Comment peut-on rire du féminisme ? Comment peut-on être une femme et affirmer « Je ne suis pas féministe ? ». Comment peut-on vivre dans un pays, la France, où l’écart salarial estimé est de 27 % en faveur des hommes (1) et oser affirmer que ce combat ne nous concerne pas ? Comment peut-on vivre dans un pays où les jeunes filles des cités affirment porter le voile pour se protéger des violences des hommes sans que personne ne tire la sonnette d’alarme ?

Comment peut-on accepter d’être gouverné par une assemblée à 87 % masculine sans être effrayé par un déséquilibre flagrant, que même une loi volontariste comme celle de la parité n’arrive pas à modifier ? Comment accepter qu’une partie du monde affirme que la femme est complémentaire et non égale à l’homme et, qu’en ce sens, elle se voit imposer un mode de vie de vie moyenâgeux, sans nous poser la question de notre responsabilité à tous, hommes et femmes qui pensons vivre dans des sociétés modernes et éclairées? Comment peut-on accepter que la femme soit désignée dans les cultures et les religions traditionnelles comme la part sauvage de l’humanité dont le corps et l’esprit doivent se plier à un redressement soi-disant vertueux visant à la priver de la pleine jouissance de son corps, de sa séduction, de ses droits ?

La faute à l’individualisme moderne et la fin des grands combats pour l’émancipation ? La faute aux féministes elles-mêmes qui se sont perdues rive-gauche dans des querelles de salon, se disputant l’héritage de Simone De Beauvoir et tournant le dos aux femmes en proie à une violence grandissante dans les quartiers difficiles? La faute à une pensée féministe radicale qui, en excluant l’homme de son champ d’action, a perpétué le clivage et exacerbé la guerre des sexes ? La faute aux hommes qui encore et toujours sourient face à ces salopes ou ces chiennes hystériques au discours perçu comme stéréotypé et invariable ? La faute au système républicain et à l’égalitarisme qui font de la loi la solution suprême aux problèmes d’inégalité, d’injustice, de représentation, quand bien même la loi montre son incapacité flagrante à réduire les déséquilibres ?

À quel saint se vouer?

Face à l’échec de l’activisme féministe et à l’échec de la loi comme protection et garantie du respect des droits des femmes, que reste-t-il aux femmes pour se faire entendre ? Catherine Millet ? Isabelle Alonzo (2)? Le foulard islamique ?

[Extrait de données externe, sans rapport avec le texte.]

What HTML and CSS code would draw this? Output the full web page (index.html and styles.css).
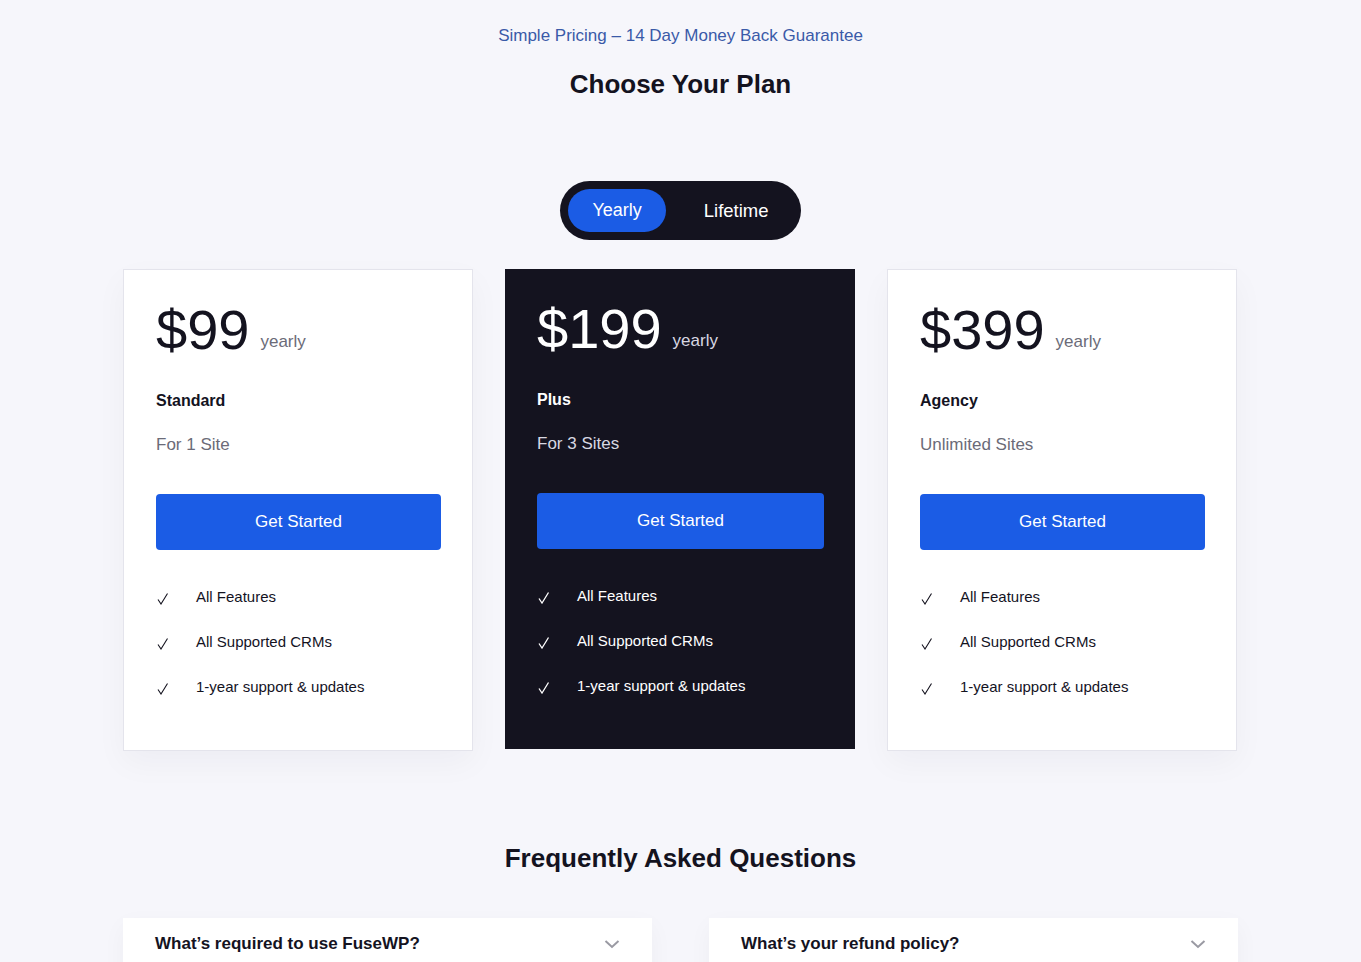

Non. Bien qu’on puisse reconnaître les talents littéraires de Catherine Millet, sourire et partager les préoccupations médiatiques d’Isabelle Alonzo et comprendre l’inquiétude des jeunes femmes des banlieues qui cherchent à se faire respecter en portant le voile, ces signes du temps du combat des femmes sont malheureusement bien trop contextuels, personnels, provocateurs et marginaux pour répondre à l’ampleur de la tâche.

Malheureusement ou heureusement, la loi et le militantisme restent les deux seuls piliers des avancées des droits des femmes et les deux seuls leviers sur lesquels on puisse compter dans un monde où attentisme sur les questions fondamentales et hystérie sur des problèmes mineurs sapent le travail de fond qui doit être mis en oeuvre sans relâche. Simplement, la société dans son ensemble doit considérer ces deux piliers autrement, et leur porter l’attention et le respect qu’ils méritent, sans transiger avec la loi et sans sourire face au militantisme.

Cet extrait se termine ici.